Automation in Modern Fabrication
Fabrication shops are increasingly automated. CNC (computer numerical control) machines handle cutting, bending, and machining with repeatable precision that manual operations can’t match. Robotic welding has seen especially rapid growth, driven by skilled welder shortages and the need to reduce labor costs. The global welding robot market was valued at roughly $10 billion in 2024 and is projected to more than double to nearly $23 billion by 2032, with robot deployments increasing about 15% annually in major industrial countries.

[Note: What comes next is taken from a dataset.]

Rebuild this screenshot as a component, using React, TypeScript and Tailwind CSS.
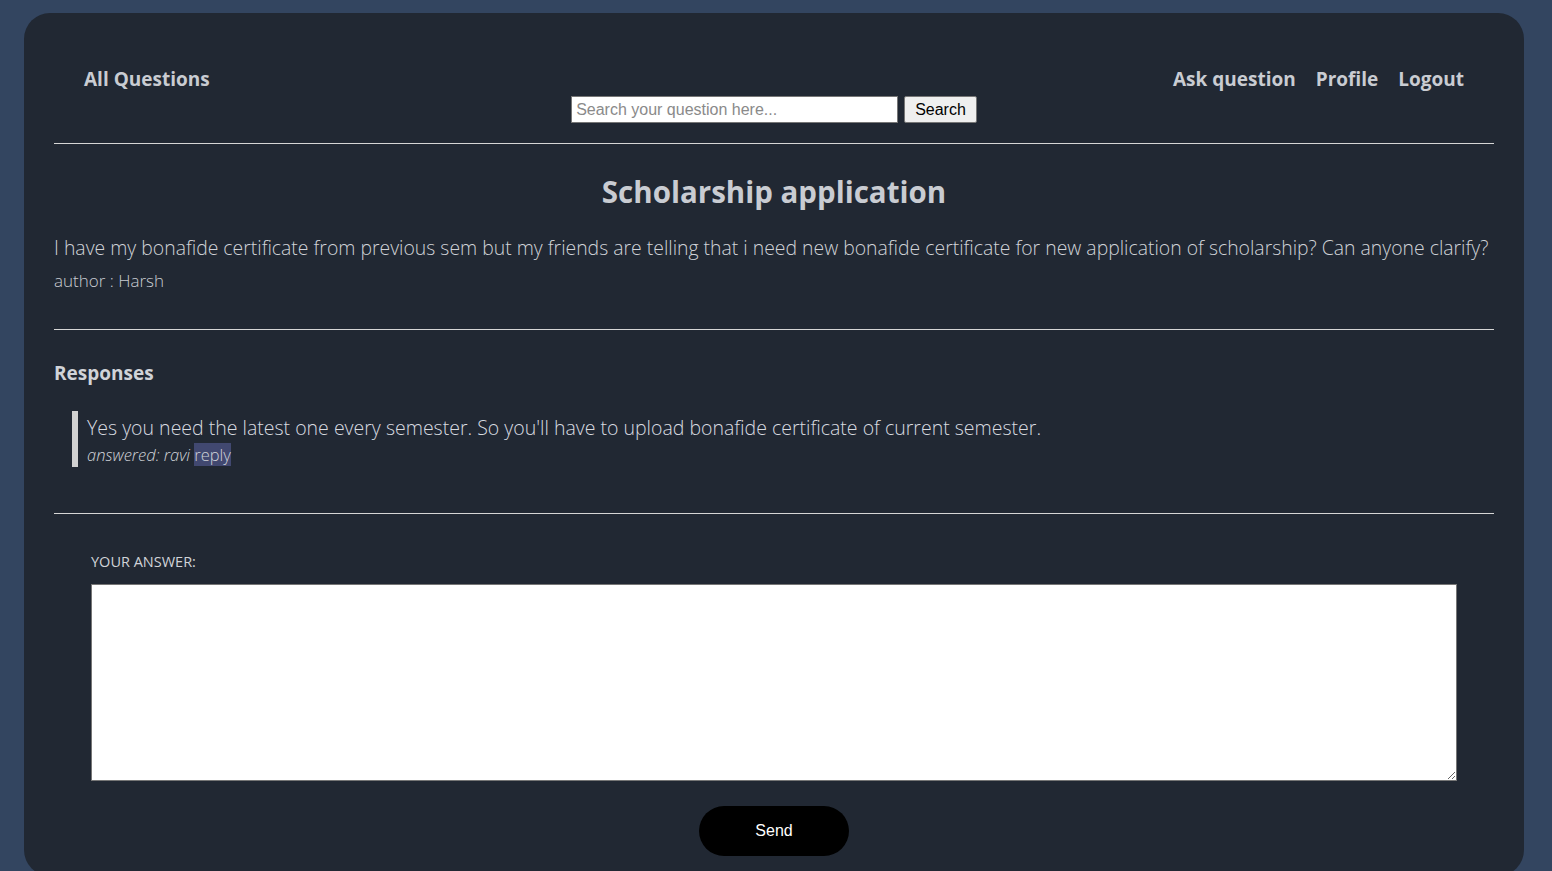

Automation doesn’t eliminate the need for skilled fabricators. It shifts their role toward programming, quality oversight, and handling the complex or one-off work that robots can’t easily manage. A robotic welder excels at running the same joint hundreds of times on a production line. A skilled human welder is still essential for custom work, field repairs, and the judgment calls that come with every unique project.